Perhaps this is an ironic lesson to learn during Abstinence August, but I think the key to happiness is Moderation. Moderation: a tiny and sought-after neighborhood nestled in between the sprawling suburb of Overindulgence and the exclusive condominium complex of Abstinence. It's OK to visit Overindulgence for an evening or stay with relatives in Abstinence for a month or so, but I don't really want to live there.

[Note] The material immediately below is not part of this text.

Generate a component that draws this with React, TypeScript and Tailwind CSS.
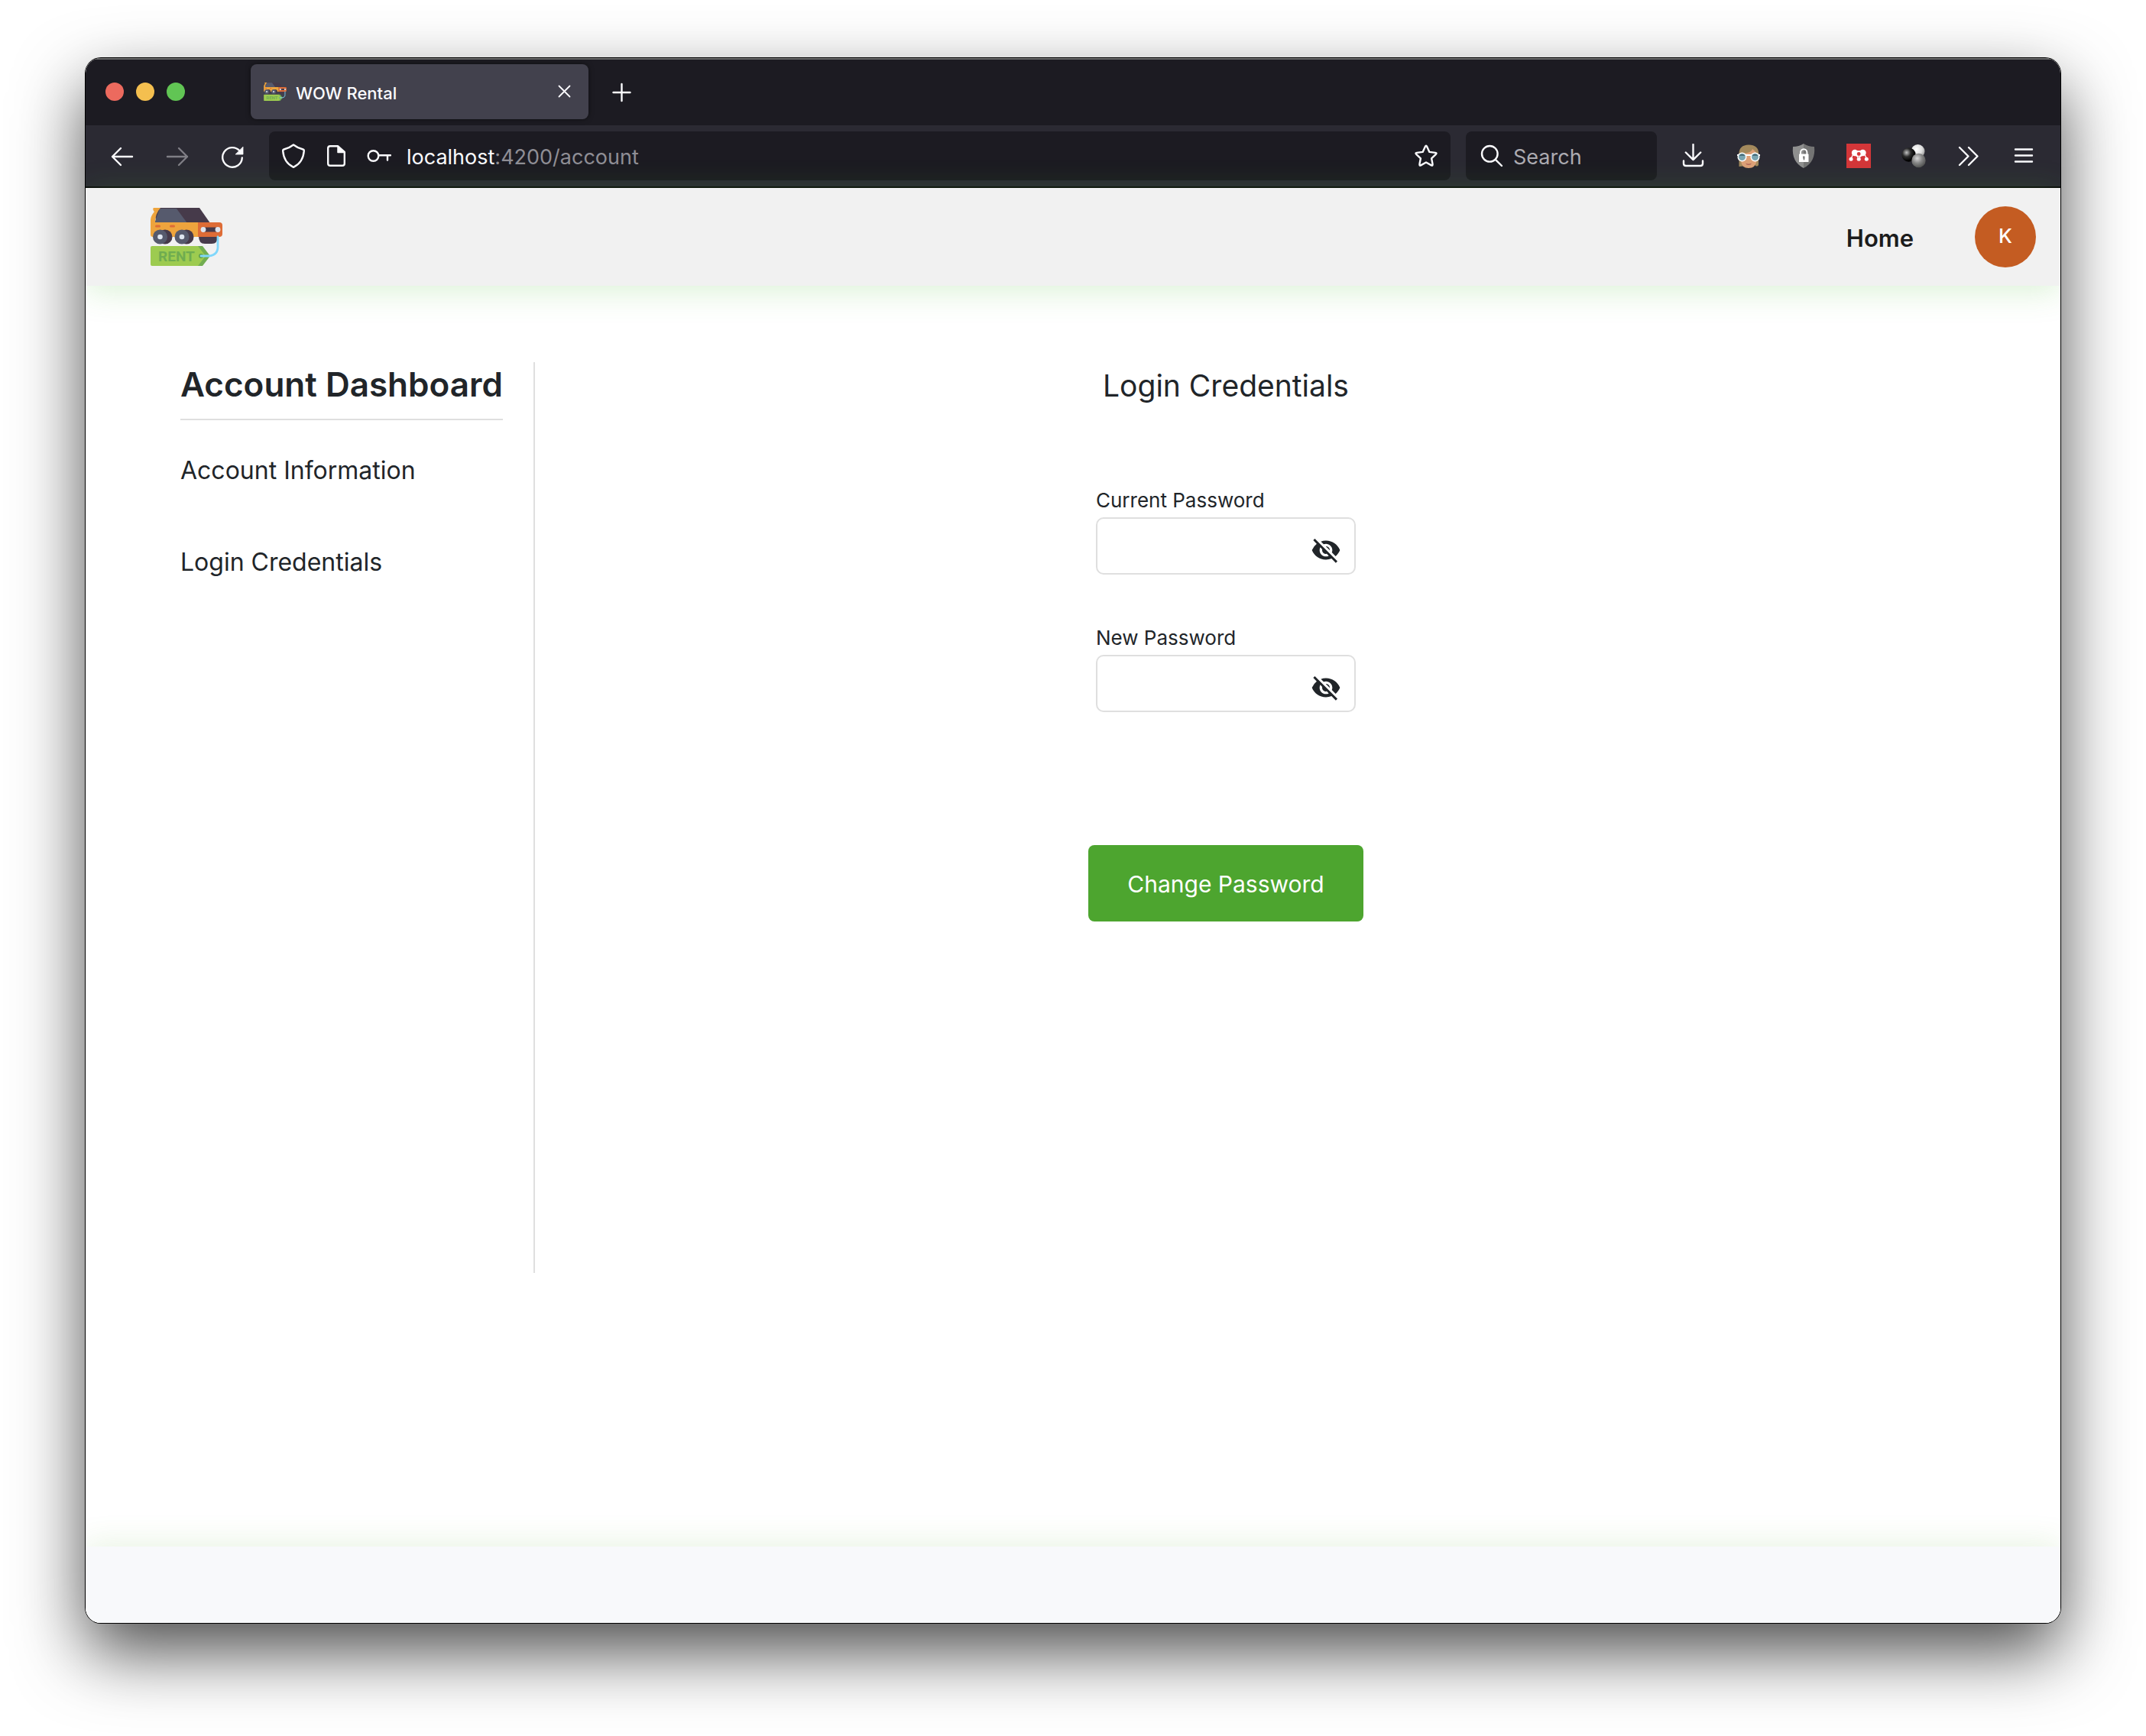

When we do get lost and find ourselves in Overindulgence or Abstinence for longer than necessary, let's just draw ourselves a map and steadily make our way back home again.

Monday, August 2, 2010

Lessons Learned from...Abstinence August, Starting Out

Remember the Sex & the City episode where Miranda uses chocolate as a substitute for sex? She ends up eating so much chocolate cake that she throws the pastry in the rubbish and pours dish-washing liquid all over it. When we're trying to abstain from something, it seems a natural reaction is to replace it with something else. But does this really accomplish the self-restraint, self-denial and forbearance we are trying to obtain when we abstain? I don't think so; otherwise this month would be called Alternative August.

Many different cultures have fasting, total gastronomic abstinence, as part of their rituals. I wonder why? I suspect there is something cleansing (either mentally or physically) in the act. I'm sure the reward of congratulation (both from self and society) holds some inspiration as well. Often, especially when abstaining for religious purposes, some greater motive is involved. For example, the hunger you feel is supposed to remind you of some greater void. I wonder what should I reflect on whenever I feel tempted?

My first challenge, even before the month began, was to convince others that I really was going to follow through with this. I met some resistance: eating chocolate and drinking wine is a lot more fun when you have company. Around my house I'm probably the biggest promoter of cocoa and vino. But ultimately you have to do what's right for you. When you know in your heart you need to do something, that's motivation enough. And getting through the first day primarily unscathed, well that boosts my motivation even more.